At the present time, these scams can be difficult to prevent. The only advance notice you would have would be an email from the USPTO alerting you that a request was submitted to change the email address for one of your trademark properties. The USPTO is now aware of the scam and is reviewing change of correspondence requests, but it is not possible for them to guarantee that every scam attempt will be prevented. Older trademark properties may have unused or forgotten email addresses associated with them, and the initial email notice may go unseen.

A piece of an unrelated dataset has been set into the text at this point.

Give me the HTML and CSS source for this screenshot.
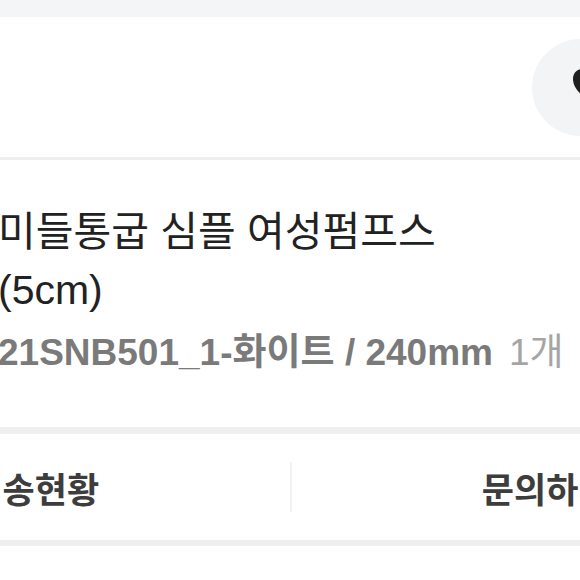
FILE: index.html
```html
<!DOCTYPE html>
<html lang="ko">
<head>
<meta charset="utf-8">
<link rel="stylesheet" href="styles.css">
</head>
<body>
<div class="screen">
  <div class="top-band"></div>
  <header class="header">
    <div class="circle-btn">
      <svg class="circle-icon" width="40" height="40" viewBox="0 0 40 40">
        <path d="M20 36 C14 31 4 24 4 14 C4 8 8 4 13 4 C16 4 18.5 5.5 20 8 C21.5 5.5 24 4 27 4 C32 4 36 8 36 14 C36 24 26 31 20 36 Z" fill="#1f1f1f"/>
      </svg>
    </div>
  </header>
  <div class="sep-thin"></div>
  <section class="product">
    <h1 class="title">미들통굽 심플 여성펌프스<br>(5cm)</h1>
    <p class="option"><span class="opt-main">21SNB501_1-화이트 / 240mm</span><span class="qty">1개</span></p>
  </section>
  <div class="sep-thick"></div>
  <nav class="actions">
    <div class="action">배송현황</div>
    <div class="divider"></div>
    <div class="action">문의하기</div>
  </nav>
  <div class="sep-bottom"></div>
  <div class="rest"></div>
</div>
</body>
</html>
```

FILE: styles.css
```css
html, body {
  margin: 0;
  padding: 0;
  background: #ffffff;
  overflow: hidden;
}
body {
  width: 580px;
  height: 580px;
  font-family: "Liberation Sans", "Noto Sans CJK KR", sans-serif;
}
.screen {
  display: flex;
  flex-direction: column;
}
.top-band {
  height: 17px;
  background: #f4f5f7;
}
.header {
  height: 140px;
  display: flex;
  align-items: center;
  justify-content: flex-end;
  background: #ffffff;
}
.circle-btn {
  position: relative;
  width: 97px;
  height: 97px;
  border-radius: 50%;
  background: #f3f4f6;
  margin-right: -49px;
  flex: none;
}
.circle-icon {
  position: absolute;
  left: 37px;
  top: 26px;
}
.sep-thin {
  height: 3px;
  background: #eeeeef;
}
.product {
  padding: 43px 0 50px 0;
  margin-left: -2px;
}
.title {
  margin: 0;
  font-size: 41px;
  line-height: 58px;
  font-weight: 400;
  color: #222222;
  letter-spacing: 0;
}
.option {
  margin: 10px 0 0 0;
  font-size: 37px;
  line-height: 48px;
  white-space: nowrap;
}
.opt-main {
  color: #7a7a7a;
  font-weight: 700;
}
.qty {
  color: #a5a5a5;
  font-weight: 400;
  margin-left: 16px;
}
.sep-thick {
  height: 7px;
  background: #efefef;
}
.actions {
  height: 106px;
  display: flex;
  align-items: center;
  margin-left: -220px;
  width: 1021px;
}
.action {
  flex: 1;
  text-align: center;
  font-size: 35px;
  font-weight: 700;
  color: #3d3d3d;
  white-space: nowrap;
}
.divider {
  width: 2px;
  height: 50px;
  background: #f2f2f2;
  flex: none;
}
.sep-bottom {
  height: 6px;
  background: #efefef;
}
.rest {
  height: 60px;
  background: #ffffff;
}
```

You should regularly monitor the email accounts associated with your trademark properties so that you can spot these attempts early in the process. The USPTO has noted that the bulk of fraudulent attempts have come from AOL, Gmail,, and Zoho email accounts, but the scammers have also used slight misspellings of United States law firm names. In the case of any suspicious change, the USPTO is recommending that you quickly file a new Revocation and Power of Attorney. They are recommending that you avoid using a standard Change of Correspondence form because those forms are now being closely monitored and as a result there will be a processing delay. You should also contact the Amazon Brand Registry to request that any incorrect registration be revoked. Finally, you should contact the USPTO at to let them know that you think one of your trademark properties might have been compromised. An unexpected notice from the Amazon Brand Registry might also alert you to this situation, and you should check the “cc” area of any email you receive because it may list a scammer’s email address.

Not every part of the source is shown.